Indeed. Having watched pretty much all the video Wasp's deck was full of planes about to launch when the missile impacted. The initial explosion was bad but it wasn't that bad but there were a lot of secondary explosions. I'm pretty sure it was those secondary explosions that killed the Wasp there.Another thing is that just by looking at, Wasp was spotting an air strike. Her hangers would've had full avgas, there likely would've been ordinance being loaded up, plus the planes on the deck. The TASM hit would've just ripped her apart.
First thing I thought of when I heard of Zipang's premise way back when was "I'm shocked that Japan still existed enough for there to be an epilogue, but what can you expect from a revisionist wannabe-Japan-wank that ran facefirst into economic reality?"
Second thought was "Time to amp up the realism of my own TL planning by taking the lid off Japan's nastier projects i.e. spreading plague and syphilis among the civilians to try to slow down or at least spite the invaders."
To put it clearly: I, and basically all of East Asia except Japan itself, loathe Japan's revisionism and inability to admit fault.
China sure as hell is never going to talk about exactly how its population came to be 90% ethnic Han, despite being one of the largest countries in the world with the world's largest population.
please understand that its never ever as simple as "they won't apologize"
First thing I thought of when I heard of Zipang's premise way back when was "I'm shocked that Japan still existed enough for there to be an epilogue, but what can you expect from a revisionist wannabe-Japan-wank that ran facefirst into economic reality?"
Second thought was "Time to amp up the realism of my own TL planning by taking the lid off Japan's nastier projects i.e. spreading plague and syphilis among the civilians to try to slow down or at least spite the invaders."
To put it clearly: I, and basically all of East Asia except Japan itself, loathe Japan's revisionism and inability to admit fault.
EDIT: Flapping jaws and thereby passing gas in others' general direction while teaching your kids that you did nothing wrong will never count as admitting fault.
I stumbled onto Zipang about 12 years ago while on a trip to Tokyo and bought the first three volumes dual-language (still have them and willing to sell at this point).
I never really bothered to read further since there was always a better manga on the horizon. I was not aware it finished, or what the epilogue was. Could you tell me what happened?
The epilogue is that the guy who cast the deciding vote to side with Imperial Japan sees a new ship commissioned named the Mirai, and sees its crew, the counterparts of his crew.
Everyone is there, except him, the last survivor of the translocated Mirai and the one who chose its fate.

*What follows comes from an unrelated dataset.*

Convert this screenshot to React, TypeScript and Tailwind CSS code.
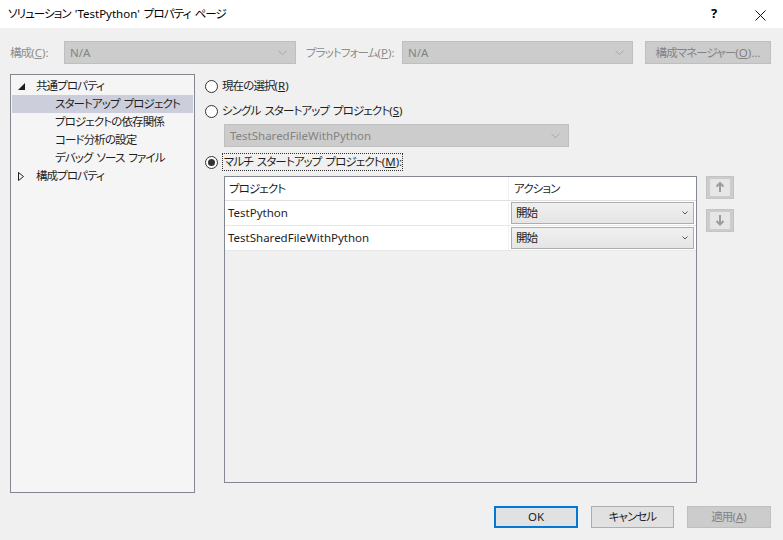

I am bugfuck astounded that given a longer, harder, nastier war for the Allies that there would be a Japan left to launch any ships in the future. There would be far less room for war fatigue to turn into mercy in such a timeline, and with more atom bombs to throw at Japan along with a ramped-up Operation Starvation... well, anime and manga (and doujins) would not exist as we know them today...
So Japan ultimately loses the war? I assume that borders are pretty much OTL in the post-war era.
Yes, Japan loses.
Japan losing WWII is always inevitable without giving them a ludicrous amount of boost.
The problem is that I cannot see how a longer, nastier war wouldn't end up going the way a lot of war posters called for: annihilationism.
I'm going to stop talking about Zipang now, it's off-topic and I should probably not have responded to the initial prompt about it (discussing what a Japanese time traveller could do, IIRC, in this TL)
The OP have spoken....It's getting a wee-bit excessive, yes. And I really can't believe I have to put this, but:
Can we please stop talking about essentially genocideing the Japanese? I don't much care about how the War may have gone in these circumstances, this isn't the thread for that.
Can we please stop talking about essentially genocideing the Japanese?
snipped for length.
China was historically geographic Extreme Easy Mode with protective mountains/jungles to the southwest, desert to the northwest, etc. protecting it. It ended up fat, decadent and unambitious as a result, at least in territorial ambitions, as holding together was hard enough already.
China is also the least expansionist major historical civilization I am aware of except perhaps Egypt. Its slow growth over many dynasties was driven by diffusion into bordering regions and assimilation, then the next dynasty considering that part of integral China i.e. slow blobbing instead of what the Americans did in their Indian Wars (basically Three Alls back when it was socially acceptable to do it, a massive short-term land grab instead of gradual nibbling).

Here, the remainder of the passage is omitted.